Chess in Australia must be hard.
“Check, mate”
“Checkmate?”
“What?”
“Huh?”
COP: Know why I stopped you?
MAN IN A RESTAURANT EATING FRIED CHICKEN: Huh?
COP: You’re using a knife and fork. Step away from the chicken
My son put his dish in the sink so I rushed him to urgent care.
I’ve literally never clicked copied and pasted text and thought, “I’m so glad it kept the formatting and font from the other document.”
I feel like dry shampoo is the equivalent of unicorn blood for hair—it will keep it alive, but it will be a half-life, a cursed life…
me, several minutes after lying about being able to fly a hot air balloon: im just gonna go this way
Killer with knife to my throat: it’s ironic how you’re about to die in your living room.
Me: actually, that’s not really what ironic means.
Here’s another great thing about hot tubs [pulls out a bowl of fully cooked ramen from under the water]

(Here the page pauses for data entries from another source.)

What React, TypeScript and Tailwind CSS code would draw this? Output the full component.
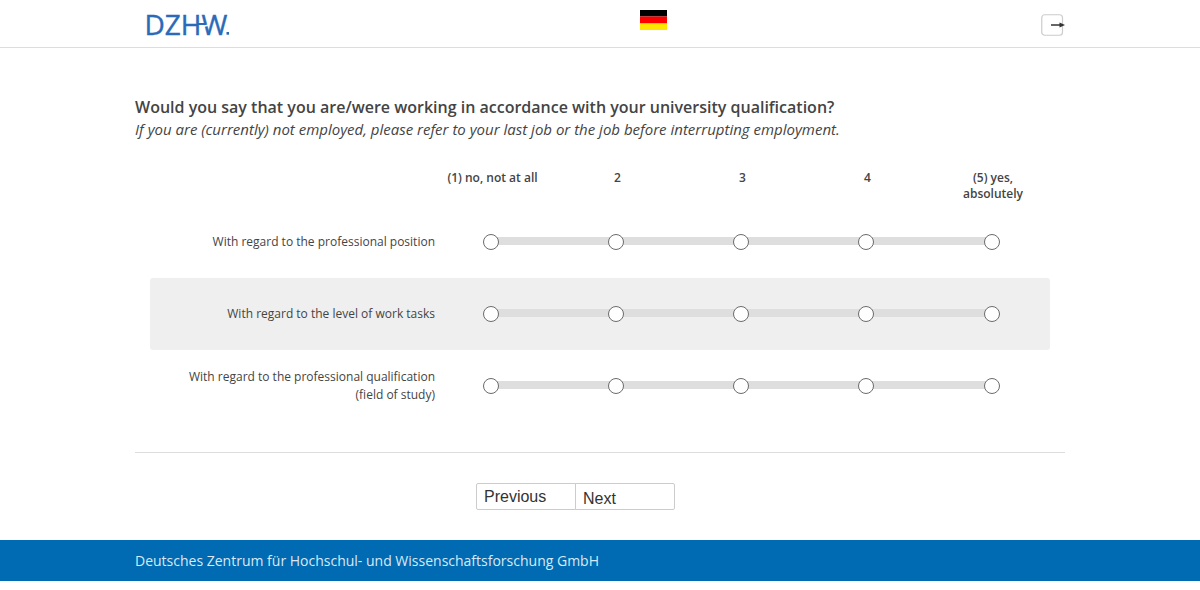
import { useState } from "react";

const scale = ["(1) no, not at all", "2", "3", "4", "(5) yes, absolutely"];

const items = [
  { id: "position", label: "With regard to the professional position" },
  { id: "tasks", label: "With regard to the level of work tasks" },
  { id: "field", label: "With regard to the professional qualification (field of study)" },
];

function Logo() {
  return (
    <svg width="92" height="28" viewBox="0 0 92 28" role="img" aria-label="DZHW" className="block overflow-visible">
      <g fill="#2a6ab8" stroke="#2a6ab8" strokeWidth="0.4" fontSize="28" fontFamily="'Open Sans', sans-serif">
        <text x="1.5" y="24.5">DZH</text>
        <text x="58.5" y="24.5">W</text>
      </g>
      {/* crossbar of the H runs on into the W */}
      <path d="M59.5 16.6L66 15" stroke="#fff" strokeWidth="1.5" />
      <path d="M54 14H63" stroke="#2a6ab8" strokeWidth="2" />
      <rect x="83.5" y="22" width="2.5" height="2.7" fill="#2a6ab8" />
    </svg>
  );
}

function Flag() {
  return (
    <svg width="27" height="20" viewBox="0 0 27 20" className="block">
      <rect width="27" height="6.5" fill="#000" />
      <rect y="6.5" width="27" height="7" fill="#f00" />
      <rect y="13.5" width="27" height="6.5" fill="#ffe600" />
    </svg>
  );
}

function ExitIcon() {
  return (
    <svg width="24" height="22" viewBox="0 0 24 22" className="block">
      <rect x="0.75" y="0.75" width="20.75" height="20.5" rx="3" fill="none" stroke="#ccc" strokeWidth="1.2" />
      <path d="M10 11H20" stroke="#333" strokeWidth="1.5" />
      <path d="M18.5 8.5L24 11L18.5 13.5Z" fill="#333" />
    </svg>
  );
}

export default function App() {
  const [answers, setAnswers] = useState<Record<string, number>>({});

  return (
    <div className="bg-white font-['Open_Sans',sans-serif] text-[#444]">
      <header className="border-b border-[#ddd]">
        <div className="mx-auto grid h-[47px] max-w-[930px] grid-cols-[505fr_425fr]">
          <a href="#home" className="justify-self-start pt-2.5 pl-2">
            <Logo />
          </a>
          <div className="flex items-start justify-between">
            <button type="button" aria-label="Deutsch" className="pt-2.5">
              <Flag />
            </button>
            <button type="button" aria-label="Exit" className="pt-3.5">
              <ExitIcon />
            </button>
          </div>
        </div>
      </header>

      <main className="mx-auto max-w-[930px] pt-[47px]">
        <h1 className="text-base leading-6 font-semibold">
          Would you say that you are/were working in accordance with your university qualification?
        </h1>
        <p className="text-[15px] leading-5 italic">
          If you are (currently) not employed, please refer to your last job or the job before interrupting employment.
        </p>

        <div className="border-b border-[#ddd] px-[15px] pt-[31px] pb-[30px]">
          <table className="w-full table-fixed border-separate border-spacing-0 text-xs">
            <colgroup>
              <col className="w-[278px]" />
              <col className="w-[125px]" />
              <col className="w-[125px]" />
              <col className="w-[125px]" />
              <col className="w-[125px]" />
              <col />
            </colgroup>
            <thead>
              <tr>
                <td />
                {scale.map((label) => (
                  <th key={label} scope="col" className="pb-1 pl-1 align-top leading-4 font-semibold last:pl-2">
                    <div className="mx-auto max-w-25">{label}</div>
                  </th>
                ))}
              </tr>
            </thead>
            <tbody>
              {items.map((item) => (
                <tr key={item.id} className="group h-18 even:bg-[#efefef]">
                  <th scope="row" className="rounded-l-[3px] pl-8 text-right leading-[18px] font-normal">
                    <div className="-mr-[7px]">{item.label}</div>
                  </th>
                  {scale.map((label, i) => (
                    <td key={label} className="group/cell relative last:rounded-r-[3px] last:pl-1.5">
                      <span className="absolute top-[31px] right-0 left-0 h-2 bg-[#dedede] group-nth-2/cell:left-1/2 group-last/cell:right-1/2" />
                      <input
                        type="radio"
                        name={item.id}
                        aria-label={`${item.label}: ${label}`}
                        checked={answers[item.id] === i}
                        onChange={() => setAnswers({ ...answers, [item.id]: i })}
                        className="relative mx-auto block size-4 appearance-none rounded-full border border-[#6b6b6b] bg-white checked:border-4 checked:border-[#006ab2]"
                      />
                    </td>
                  ))}
                </tr>
              ))}
            </tbody>
          </table>
        </div>

        <div className="flex justify-center py-[30px] pr-[49px] font-['Liberation_Sans',sans-serif] text-base leading-5 text-[#333]">
          <button type="button" className="h-[27px] w-25 rounded-l-xs border border-[#ccc] px-[7px] text-left">
            Previous
          </button>
          <button type="button" className="-ml-px h-[27px] w-25 rounded-r-xs border border-[#ccc] px-[7px] pt-1 text-left">
            Next
          </button>
        </div>
      </main>

      <footer className="bg-[#006ab2] text-[#d9e9f4]">
        <div className="mx-auto max-w-[930px] py-2.5 text-sm leading-[21px]">
          Deutsches Zentrum für Hochschul- und Wissenschaftsforschung GmbH
        </div>
      </footer>
    </div>
  );
}
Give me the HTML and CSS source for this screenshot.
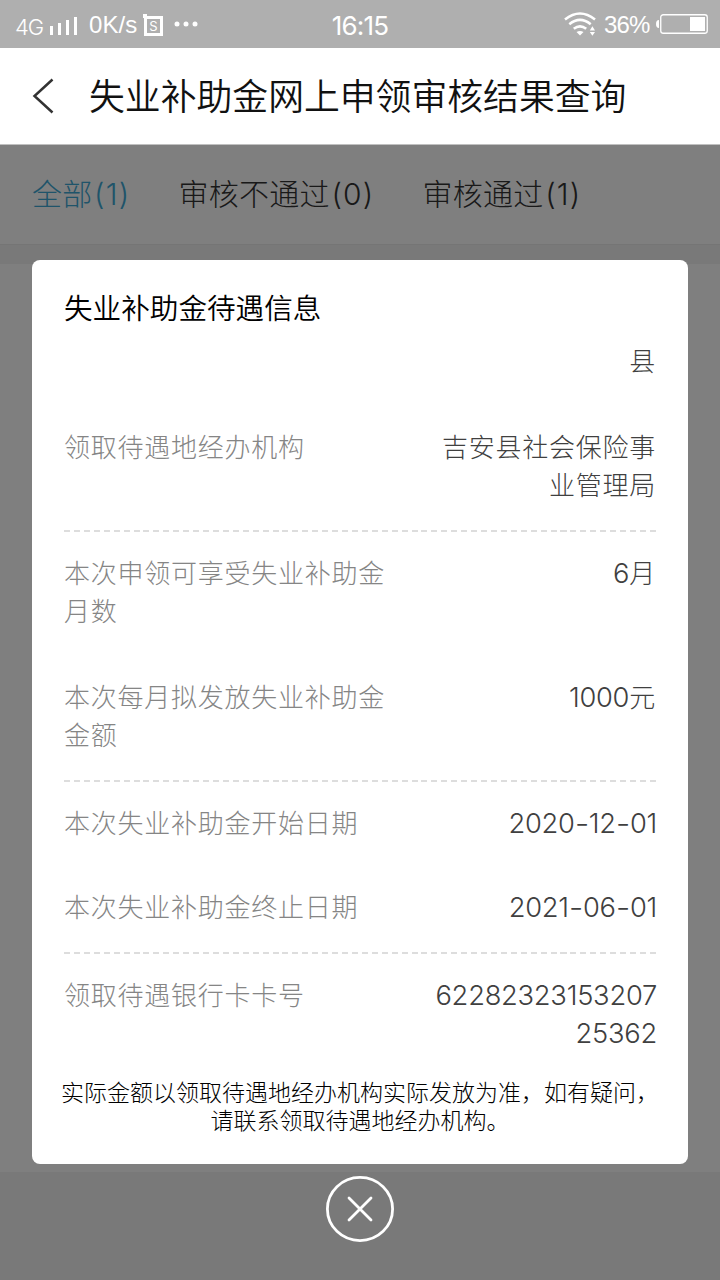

Me: Ok to empty the dishwasher I need to clear things away from the dish rack and before I do that I need to clear space in the drawer and before that…
~later~
My wife: Why are you on the roof painting the chimney?
Me: So I can empty the dishwasher.
*lands on other planet*
“Take me to your pain medication”
My youngest once got ahold of the scissors and gave herself a haircut. It wasn’t bad. So now every 6 weeks we casually leave them out.
i was doing yard work today when i stopped to tell a pile of leaves how cold fusion works. needless to say they were blown away.
“Can I take your order?”
Wait, take it where?
“No, not-”
I haven’t even given you my order yet
“I mean-”
WHERE ARE YOU TAKING MY ORDER
Apparently saying, “You mad, bro?” is frowned upon if you work in customer service.